Gen. Scowcroft: So, rather than wait for the Department to be created, which might take a long time, they decided to pull the R&D group out independently. I’ll find out about it, though.

Mr. Clements: It’s too late to bring up a major issue, but every time the President gives a speech and comes down hard on this, it gets more difficult for him to back out. He’s sticking himself in concrete.

Gen. Scowcroft: That’s a good point; I’ll find out about it.

Mr. Clements: I’d like to make two or three quick points about this oil situation. If we don’t solve this oil embargo situation by January 15 or February 1, I can’t emphasize too strongly the degree of trouble we’ll be in. We need to talk about some things in this group that we can’t talk about in the Energy Policy Group or the larger group. I tell you, from my experience, Watergate will be a tea-party compared to this thing by February 1.
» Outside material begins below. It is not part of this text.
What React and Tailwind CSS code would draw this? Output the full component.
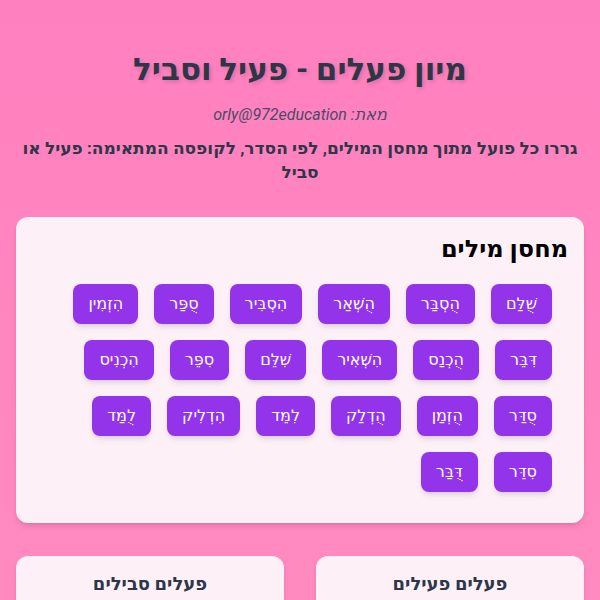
const words = [
  "שֻׁלַּם", "הֻסְבַּר", "הֻשְׁאַר", "הִסְבִּיר", "סֻפַּר", "הִזְמִין",
  "דִּבֵּר", "הֻכְנַס", "הִשְׁאִיר", "שִׁלֵּם", "סִפֵּר", "הִכְנִיס",
  "סֻדַּר", "הֻזְמַן", "הֻדְלַק", "לִמֵּד", "הִדְלִיק", "לֻמַּד",
  "סִדֵּר", "דֻּבַּר",
];

function WordChip({ word }) {
  return (
    <div className="h-10 px-[15px] flex items-center justify-center rounded-lg bg-[#9333ea] text-white text-base shadow-md cursor-grab">
      {word}
    </div>
  );
}

function DropBox({ title }) {
  return (
    <div className="bg-[#fdf0f7] rounded-xl shadow-md pt-4 px-4 min-h-[120px]">
      <h3 className="text-lg leading-6 font-bold text-center text-[#2d3748]">{title}</h3>
    </div>
  );
}

export default function App() {
  return (
    <div
      dir="rtl"
      className="min-h-screen bg-gradient-to-b from-[#ff80bf] to-[#ff8cc0] px-4 pt-[52px] pb-8 font-['Roboto','Noto_Sans','DejaVu_Sans',sans-serif]"
    >
      <h1 className="text-[31px] leading-9 font-bold text-center text-[#2d3748] [text-shadow:2px_2px_4px_rgba(0,0,0,0.15)]">
        מיון פעלים - פעיל וסביל
      </h1>
      <p className="mt-[15px] text-base leading-6 italic text-center text-[#4a4a68]">מאת: orly@972education</p>
      <p className="mt-[9px] text-[17px] font-bold text-center text-[#2d3748] leading-6">
        גררו כל פועל מתוך מחסן המילים, לפי הסדר, לקופסה המתאימה: פעיל או סביל
      </p>

      {/* Word bank */}
      <div className="mt-[33px] bg-[#fdf0f7] rounded-xl shadow-md pt-4 px-4 pb-[31px]">
        <h2 className="text-2xl leading-8 font-bold text-black">מחסן מילים</h2>
        <div className="mt-[19px] px-4 flex flex-wrap gap-4">
          {words.map((w, i) => (
            <WordChip key={i} word={w} />
          ))}
        </div>
      </div>

      {/* Target boxes */}
      <div className="mt-[33px] grid grid-cols-2 gap-8">
        <DropBox title="פעלים פעילים" />
        <DropBox title="פעלים סבילים" />
      </div>
    </div>
  );
}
Mr. Rush: I agree, and the Israelis will think it’s a tea-party, too. What happens in Europe and Japan has a very heavy impact here. As our allies start shedding us off, the impact here will be very serious.

[Page 672]

Mr. Clements: There has been nothing in my adult lifetime as serious as the next 90-day period in our energy situation.

Mr. Rush: Our recent problems with NATO are just the beginning.3 Wait until they start closing plants, schools, jobs.
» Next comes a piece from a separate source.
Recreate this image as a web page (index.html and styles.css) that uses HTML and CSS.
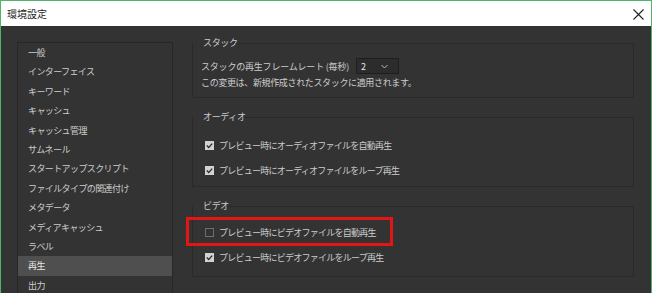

Gen. Scowcroft: In the middle of winter.

Mr. Clements: Our economy will turn itself inside out. And the alternatives are as serious as the ones we are talking about. I have carefully avoided such a discussion up to now, but I want to get this on the record. To use a favorite word in this room, my perception is that the President doesn’t have any understanding of how serious the problem is. He has been preoccupied with other things, and understandably so, but compared to this, the naming of a new Attorney General and a new prosecutor are side issues.4 Ken (Rush), do you agree?

Mr. Rush: We have the reverse of the normal economic situation. The Arabs can increase their prices and cut back their production, and still have more money than they did before. There are no economic pressures on them.

Gen. Scowcroft: None.

Adm. Weinel: And the problem is exacerbated because people can’t identify the sacrifices they are being asked to make with any principle. If we could put it in the context of a maximum contribution to the millenium someone could make a speech in the UN about it.
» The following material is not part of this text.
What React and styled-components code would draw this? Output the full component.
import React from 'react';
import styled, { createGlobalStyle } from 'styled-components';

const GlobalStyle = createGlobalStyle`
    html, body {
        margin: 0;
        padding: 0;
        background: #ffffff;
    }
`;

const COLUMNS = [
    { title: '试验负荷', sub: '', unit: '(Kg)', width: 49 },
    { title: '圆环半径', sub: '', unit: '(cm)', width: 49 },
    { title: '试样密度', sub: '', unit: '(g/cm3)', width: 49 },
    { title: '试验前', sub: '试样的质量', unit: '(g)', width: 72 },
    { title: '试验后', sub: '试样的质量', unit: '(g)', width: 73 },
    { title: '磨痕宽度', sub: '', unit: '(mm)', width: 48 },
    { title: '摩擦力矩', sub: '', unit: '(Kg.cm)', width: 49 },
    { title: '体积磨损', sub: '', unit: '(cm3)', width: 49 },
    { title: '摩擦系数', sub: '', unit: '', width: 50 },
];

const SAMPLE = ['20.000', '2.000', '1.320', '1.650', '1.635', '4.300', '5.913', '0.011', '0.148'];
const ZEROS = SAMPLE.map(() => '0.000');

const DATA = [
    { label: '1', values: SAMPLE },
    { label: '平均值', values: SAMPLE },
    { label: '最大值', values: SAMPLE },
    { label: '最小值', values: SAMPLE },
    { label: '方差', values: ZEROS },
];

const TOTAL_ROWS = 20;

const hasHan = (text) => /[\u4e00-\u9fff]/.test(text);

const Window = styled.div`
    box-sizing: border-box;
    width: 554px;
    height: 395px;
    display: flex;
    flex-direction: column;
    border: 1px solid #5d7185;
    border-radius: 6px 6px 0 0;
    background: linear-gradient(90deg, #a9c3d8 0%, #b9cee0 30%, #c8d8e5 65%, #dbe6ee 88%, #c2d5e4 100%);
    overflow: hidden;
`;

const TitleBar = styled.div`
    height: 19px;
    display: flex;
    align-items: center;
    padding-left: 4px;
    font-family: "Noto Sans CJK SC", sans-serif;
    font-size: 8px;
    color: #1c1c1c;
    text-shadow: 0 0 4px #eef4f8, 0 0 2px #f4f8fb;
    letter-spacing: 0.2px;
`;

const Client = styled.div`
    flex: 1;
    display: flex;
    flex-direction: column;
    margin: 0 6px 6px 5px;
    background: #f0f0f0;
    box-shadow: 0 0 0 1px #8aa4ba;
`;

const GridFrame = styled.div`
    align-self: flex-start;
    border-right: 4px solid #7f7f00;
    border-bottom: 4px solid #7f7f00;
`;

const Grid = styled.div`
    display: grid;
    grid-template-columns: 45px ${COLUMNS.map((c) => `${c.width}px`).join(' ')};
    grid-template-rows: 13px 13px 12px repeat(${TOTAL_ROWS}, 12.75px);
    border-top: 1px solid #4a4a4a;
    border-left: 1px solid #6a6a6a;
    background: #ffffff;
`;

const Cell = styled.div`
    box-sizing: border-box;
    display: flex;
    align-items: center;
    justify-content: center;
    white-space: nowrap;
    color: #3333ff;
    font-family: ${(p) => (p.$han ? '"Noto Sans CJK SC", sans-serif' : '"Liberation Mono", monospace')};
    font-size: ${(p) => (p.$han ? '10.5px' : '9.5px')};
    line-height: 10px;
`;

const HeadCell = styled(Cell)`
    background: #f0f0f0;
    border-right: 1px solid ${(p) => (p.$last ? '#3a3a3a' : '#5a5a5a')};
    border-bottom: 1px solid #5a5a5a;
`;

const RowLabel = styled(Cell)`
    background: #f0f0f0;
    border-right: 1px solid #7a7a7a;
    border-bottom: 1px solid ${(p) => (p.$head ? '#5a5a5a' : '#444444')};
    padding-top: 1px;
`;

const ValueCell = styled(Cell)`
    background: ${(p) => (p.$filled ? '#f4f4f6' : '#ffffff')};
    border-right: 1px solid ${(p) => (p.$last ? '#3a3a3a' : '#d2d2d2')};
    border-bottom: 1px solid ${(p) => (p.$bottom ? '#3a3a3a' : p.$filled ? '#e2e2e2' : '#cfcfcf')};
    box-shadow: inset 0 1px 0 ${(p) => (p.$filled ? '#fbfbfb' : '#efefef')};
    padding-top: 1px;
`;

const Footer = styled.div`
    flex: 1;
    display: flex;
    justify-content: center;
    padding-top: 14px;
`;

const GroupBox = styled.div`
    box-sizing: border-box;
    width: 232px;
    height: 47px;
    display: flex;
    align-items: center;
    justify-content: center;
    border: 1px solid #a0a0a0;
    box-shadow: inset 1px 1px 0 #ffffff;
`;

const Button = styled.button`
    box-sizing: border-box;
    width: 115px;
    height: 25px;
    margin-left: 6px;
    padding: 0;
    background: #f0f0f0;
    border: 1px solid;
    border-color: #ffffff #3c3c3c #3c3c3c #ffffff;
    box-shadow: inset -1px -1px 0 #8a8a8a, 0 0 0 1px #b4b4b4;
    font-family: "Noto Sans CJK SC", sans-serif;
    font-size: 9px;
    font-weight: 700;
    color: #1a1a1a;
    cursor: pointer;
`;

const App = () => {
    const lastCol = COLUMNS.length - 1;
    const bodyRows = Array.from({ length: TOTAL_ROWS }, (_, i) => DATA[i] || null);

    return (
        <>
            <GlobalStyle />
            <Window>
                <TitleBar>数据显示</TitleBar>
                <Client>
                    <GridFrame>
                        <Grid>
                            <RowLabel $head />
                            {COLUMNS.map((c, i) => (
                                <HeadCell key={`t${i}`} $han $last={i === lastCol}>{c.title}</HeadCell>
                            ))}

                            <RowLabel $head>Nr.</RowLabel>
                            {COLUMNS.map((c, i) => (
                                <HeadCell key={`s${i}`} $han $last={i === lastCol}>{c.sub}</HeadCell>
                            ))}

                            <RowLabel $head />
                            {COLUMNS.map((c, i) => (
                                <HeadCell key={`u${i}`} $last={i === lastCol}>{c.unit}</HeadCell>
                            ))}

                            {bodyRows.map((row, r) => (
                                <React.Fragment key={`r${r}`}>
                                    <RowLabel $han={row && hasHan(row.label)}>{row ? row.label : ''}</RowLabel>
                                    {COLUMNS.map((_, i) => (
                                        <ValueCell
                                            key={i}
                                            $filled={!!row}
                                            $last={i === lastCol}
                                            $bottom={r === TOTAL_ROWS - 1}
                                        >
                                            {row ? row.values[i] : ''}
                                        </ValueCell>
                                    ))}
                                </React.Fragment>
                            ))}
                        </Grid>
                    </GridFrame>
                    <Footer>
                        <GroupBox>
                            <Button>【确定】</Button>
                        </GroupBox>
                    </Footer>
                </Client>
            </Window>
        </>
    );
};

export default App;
Mr. Clements: Henry (Kissinger) is really on a pilgrimage to Mecca. There’s something ironic about that. I know what the problem is and I know what the solution must be, but how to get from one to the other, I don’t know. Henry (Kissinger) now understands the problem and the solution—the solution is Saudi Arabia. But how to get there, I’m not smart enough to know. That’s the Secretary’s (Kissinger) problem. But [Page 673]we can’t have any misunderstanding about this. There is no question of how strongly I feel about this, and I know I’m right. We’d better get our eye on the ball. Ken (Rush), do you agree?

Mr. Rush: Absolutely.

Gen. Scowcroft: (to Mr. Clements) I have relayed your views to the Secretary. I think this group should meet fairly frequently in the next week or ten days.

  1. Source: National Archives, Nixon Presidential Materials, NSC Files, NSC Institutional Files (H-Files), Box H–117, Washington Special Action Group, WSAG Minutes (Originals), 10/2/73–7/22/74. Top Secret; Sensitive; Codeword. Printed in full in Foreign Relations, 1969–1976, volume XXV, Arab-Israeli Crisis and War, 1973, Document 322.
  2. Drafts of the President’s November 7 energy message are in a memorandum from Love to Kissinger, October 20 (National Archives, RG 59, Central Files 1970–73, PET 17–1 US–ARAB), and in a memorandum from Love to Haig, November 1. (Ibid., Nixon Presidential Materials, NSC Files, NSC Institutional Files (H-Files), Box H–95, Washington Special Action Group Meerings, WSAG Meeting, Vietnam and Middle East, 11/2/73) The final text is in a November 7 memorandum from David Gergen to members of the President’s staff. (Ibid., NSC Files, Box 321, Subject Files, Energy Crisis, Nov 73–Feb 74) See Document 237.
  3. A reference to strained relations between the United States and NATO allies over the neutral stance taken by NATO countries during the war, including denial of base rights for refueling U.S. aircraft involved in the resupply of Israel. (The New York Times, October 27, 1973, p. 1) In his press conference of October 26, Nixon discussed assertions made in the Department of State “to the effect that our European friends hadn’t been as cooperative as they might have been in attempting to help us work out the Middle East settlement.” (Public Papers: Nixon, 1973, p. 902) Schlesinger discussed NATO’s response to the Middle East war with NATO Secretary General Luns, November 6. (National Archives, RG 59, Central Files 1970–73, POL 27 ARAB–ISR)
  4. A reference to the situation that existed after the so-called Saturday Night Massacre when both Attorney General Elliot Richardson and Deputy Attorney General William Ruckelshaus resigned rather than carry out Nixon’s order to fire Special Prosecutor Archibald Cox, who was then investigating the Watergate scandal. Third in command at the Department of Justice, Solicitor General Robert Bork, carried out Nixon’s order and fired Cox October 20. Nixon appointed Edward Hirsch as Attorney General January 1, 1974.